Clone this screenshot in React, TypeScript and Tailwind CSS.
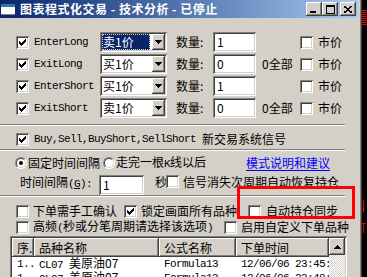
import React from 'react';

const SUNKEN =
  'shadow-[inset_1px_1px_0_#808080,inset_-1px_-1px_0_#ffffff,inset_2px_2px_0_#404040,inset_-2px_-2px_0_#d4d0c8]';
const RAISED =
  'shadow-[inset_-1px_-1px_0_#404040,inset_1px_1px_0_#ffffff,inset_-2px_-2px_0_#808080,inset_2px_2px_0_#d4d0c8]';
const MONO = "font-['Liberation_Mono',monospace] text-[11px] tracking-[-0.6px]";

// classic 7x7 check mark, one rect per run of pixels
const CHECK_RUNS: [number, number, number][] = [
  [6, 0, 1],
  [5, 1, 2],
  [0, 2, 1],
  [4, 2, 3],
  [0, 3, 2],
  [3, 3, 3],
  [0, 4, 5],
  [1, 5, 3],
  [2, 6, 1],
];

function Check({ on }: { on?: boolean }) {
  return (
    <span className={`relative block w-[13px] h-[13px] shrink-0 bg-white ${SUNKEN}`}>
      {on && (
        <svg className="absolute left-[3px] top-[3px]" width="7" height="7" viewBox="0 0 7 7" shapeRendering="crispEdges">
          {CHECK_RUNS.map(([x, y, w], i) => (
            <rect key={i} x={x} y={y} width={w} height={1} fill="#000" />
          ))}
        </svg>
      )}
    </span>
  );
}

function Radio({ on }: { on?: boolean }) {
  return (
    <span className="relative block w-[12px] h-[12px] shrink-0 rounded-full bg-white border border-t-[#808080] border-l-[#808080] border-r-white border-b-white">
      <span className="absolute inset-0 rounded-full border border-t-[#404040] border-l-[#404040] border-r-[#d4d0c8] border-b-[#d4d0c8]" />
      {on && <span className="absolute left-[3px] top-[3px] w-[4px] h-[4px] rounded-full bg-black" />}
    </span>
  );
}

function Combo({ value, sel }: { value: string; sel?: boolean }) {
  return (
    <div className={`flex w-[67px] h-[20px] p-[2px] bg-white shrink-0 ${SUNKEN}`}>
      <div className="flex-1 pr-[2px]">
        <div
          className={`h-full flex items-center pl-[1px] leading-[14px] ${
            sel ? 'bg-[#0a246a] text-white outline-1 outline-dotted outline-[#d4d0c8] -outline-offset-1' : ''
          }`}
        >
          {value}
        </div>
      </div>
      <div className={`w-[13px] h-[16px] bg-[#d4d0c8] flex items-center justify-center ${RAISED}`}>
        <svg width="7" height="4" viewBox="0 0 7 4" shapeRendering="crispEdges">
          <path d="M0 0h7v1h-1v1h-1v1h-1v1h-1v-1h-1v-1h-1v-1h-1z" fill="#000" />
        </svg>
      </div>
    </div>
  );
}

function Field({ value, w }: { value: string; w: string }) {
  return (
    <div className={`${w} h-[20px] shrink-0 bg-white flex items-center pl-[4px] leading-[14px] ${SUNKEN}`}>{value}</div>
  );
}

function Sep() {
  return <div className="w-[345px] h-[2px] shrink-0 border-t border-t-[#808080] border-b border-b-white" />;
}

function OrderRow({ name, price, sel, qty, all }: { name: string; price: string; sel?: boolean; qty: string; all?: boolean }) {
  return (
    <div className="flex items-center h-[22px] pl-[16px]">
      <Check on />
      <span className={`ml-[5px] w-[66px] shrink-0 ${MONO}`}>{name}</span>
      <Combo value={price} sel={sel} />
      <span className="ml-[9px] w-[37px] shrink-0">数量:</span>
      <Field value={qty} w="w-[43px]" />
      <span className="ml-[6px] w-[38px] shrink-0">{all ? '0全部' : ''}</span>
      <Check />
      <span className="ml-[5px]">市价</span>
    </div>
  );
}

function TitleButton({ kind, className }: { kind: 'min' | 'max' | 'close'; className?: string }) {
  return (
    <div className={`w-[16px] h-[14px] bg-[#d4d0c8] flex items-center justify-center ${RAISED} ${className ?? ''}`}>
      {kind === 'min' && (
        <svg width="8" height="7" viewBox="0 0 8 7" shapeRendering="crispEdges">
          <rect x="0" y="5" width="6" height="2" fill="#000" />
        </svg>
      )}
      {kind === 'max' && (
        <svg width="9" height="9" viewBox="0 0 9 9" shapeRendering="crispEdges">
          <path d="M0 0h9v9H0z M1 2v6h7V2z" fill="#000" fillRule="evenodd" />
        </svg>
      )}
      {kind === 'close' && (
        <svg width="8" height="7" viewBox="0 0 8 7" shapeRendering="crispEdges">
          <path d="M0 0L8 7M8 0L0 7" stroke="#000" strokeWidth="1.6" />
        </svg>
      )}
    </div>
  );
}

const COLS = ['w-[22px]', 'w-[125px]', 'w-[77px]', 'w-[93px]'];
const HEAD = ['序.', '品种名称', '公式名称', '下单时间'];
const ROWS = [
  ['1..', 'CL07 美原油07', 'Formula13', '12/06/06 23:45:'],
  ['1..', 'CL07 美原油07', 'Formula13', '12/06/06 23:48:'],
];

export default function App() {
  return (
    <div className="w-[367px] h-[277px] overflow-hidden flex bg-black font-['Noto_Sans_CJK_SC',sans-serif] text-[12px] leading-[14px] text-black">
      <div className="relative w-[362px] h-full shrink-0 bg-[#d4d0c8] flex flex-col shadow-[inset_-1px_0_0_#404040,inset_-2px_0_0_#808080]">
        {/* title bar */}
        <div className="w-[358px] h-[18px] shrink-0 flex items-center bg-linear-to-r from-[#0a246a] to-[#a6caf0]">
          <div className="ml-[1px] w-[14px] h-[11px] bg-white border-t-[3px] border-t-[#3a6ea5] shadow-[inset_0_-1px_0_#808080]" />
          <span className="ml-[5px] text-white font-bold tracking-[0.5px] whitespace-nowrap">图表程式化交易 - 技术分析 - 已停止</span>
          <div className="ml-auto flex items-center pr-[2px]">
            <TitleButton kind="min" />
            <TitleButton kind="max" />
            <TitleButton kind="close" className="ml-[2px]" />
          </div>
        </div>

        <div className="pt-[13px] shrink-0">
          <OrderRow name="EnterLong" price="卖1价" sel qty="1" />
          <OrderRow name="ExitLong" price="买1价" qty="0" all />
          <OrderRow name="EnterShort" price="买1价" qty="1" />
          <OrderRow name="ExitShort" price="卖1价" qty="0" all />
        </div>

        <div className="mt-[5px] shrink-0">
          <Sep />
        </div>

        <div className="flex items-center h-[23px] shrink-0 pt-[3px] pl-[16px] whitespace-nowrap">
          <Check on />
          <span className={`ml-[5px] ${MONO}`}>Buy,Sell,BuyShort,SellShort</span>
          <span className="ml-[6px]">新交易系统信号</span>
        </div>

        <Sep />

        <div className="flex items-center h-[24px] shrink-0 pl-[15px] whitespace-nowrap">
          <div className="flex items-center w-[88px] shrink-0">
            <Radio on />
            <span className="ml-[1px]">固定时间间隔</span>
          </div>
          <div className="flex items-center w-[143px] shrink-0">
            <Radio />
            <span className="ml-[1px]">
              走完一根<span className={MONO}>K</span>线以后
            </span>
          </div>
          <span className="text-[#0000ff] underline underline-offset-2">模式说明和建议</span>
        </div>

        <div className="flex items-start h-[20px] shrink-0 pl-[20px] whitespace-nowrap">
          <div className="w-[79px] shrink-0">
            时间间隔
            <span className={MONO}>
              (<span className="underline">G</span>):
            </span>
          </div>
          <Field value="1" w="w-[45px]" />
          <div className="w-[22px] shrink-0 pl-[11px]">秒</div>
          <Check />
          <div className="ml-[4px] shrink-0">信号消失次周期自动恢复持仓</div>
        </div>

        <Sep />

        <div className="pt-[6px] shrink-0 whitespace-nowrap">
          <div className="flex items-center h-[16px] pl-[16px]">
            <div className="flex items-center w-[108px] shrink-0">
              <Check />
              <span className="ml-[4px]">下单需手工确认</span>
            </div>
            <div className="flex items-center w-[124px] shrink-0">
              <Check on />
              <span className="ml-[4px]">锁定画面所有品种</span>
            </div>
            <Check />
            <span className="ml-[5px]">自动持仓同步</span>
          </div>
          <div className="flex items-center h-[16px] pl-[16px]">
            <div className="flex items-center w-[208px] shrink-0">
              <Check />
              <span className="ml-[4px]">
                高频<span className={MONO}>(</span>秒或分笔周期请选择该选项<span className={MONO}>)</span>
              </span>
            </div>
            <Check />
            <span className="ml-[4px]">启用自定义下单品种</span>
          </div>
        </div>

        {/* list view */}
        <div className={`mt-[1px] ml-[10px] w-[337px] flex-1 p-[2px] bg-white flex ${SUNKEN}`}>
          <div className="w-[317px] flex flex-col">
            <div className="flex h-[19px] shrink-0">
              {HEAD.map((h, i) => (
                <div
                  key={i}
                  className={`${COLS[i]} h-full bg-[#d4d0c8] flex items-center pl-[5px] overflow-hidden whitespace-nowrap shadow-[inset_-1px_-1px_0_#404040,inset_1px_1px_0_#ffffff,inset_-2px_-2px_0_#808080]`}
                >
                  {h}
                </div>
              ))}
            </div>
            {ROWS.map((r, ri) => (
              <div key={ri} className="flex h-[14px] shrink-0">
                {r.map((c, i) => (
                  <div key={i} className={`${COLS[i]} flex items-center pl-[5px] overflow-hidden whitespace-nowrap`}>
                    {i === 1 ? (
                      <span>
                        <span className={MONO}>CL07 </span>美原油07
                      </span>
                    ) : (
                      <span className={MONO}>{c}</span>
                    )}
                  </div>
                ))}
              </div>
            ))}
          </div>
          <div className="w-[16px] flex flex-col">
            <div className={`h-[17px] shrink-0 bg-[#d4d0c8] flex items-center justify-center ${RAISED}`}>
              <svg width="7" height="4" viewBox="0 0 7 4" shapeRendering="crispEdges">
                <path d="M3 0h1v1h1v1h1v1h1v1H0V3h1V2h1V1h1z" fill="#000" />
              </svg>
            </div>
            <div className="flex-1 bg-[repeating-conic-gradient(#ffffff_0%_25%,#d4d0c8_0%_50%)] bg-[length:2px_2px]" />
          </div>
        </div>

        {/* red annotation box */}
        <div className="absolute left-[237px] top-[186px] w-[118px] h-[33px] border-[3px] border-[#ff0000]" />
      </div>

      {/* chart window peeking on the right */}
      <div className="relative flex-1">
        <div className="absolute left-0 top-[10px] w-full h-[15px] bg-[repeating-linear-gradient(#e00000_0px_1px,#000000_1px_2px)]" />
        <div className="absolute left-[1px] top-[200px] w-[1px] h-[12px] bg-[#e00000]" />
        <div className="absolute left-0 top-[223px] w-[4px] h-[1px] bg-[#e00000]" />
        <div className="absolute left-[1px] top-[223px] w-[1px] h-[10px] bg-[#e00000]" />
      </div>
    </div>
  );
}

**Your instructions**
From the opening line of the listing above through the line bearing "import React from 'react';", repeat each line exactly. Drop every picture.

**Result of this task**
Clone this screenshot in React, TypeScript and Tailwind CSS.
import React from 'react';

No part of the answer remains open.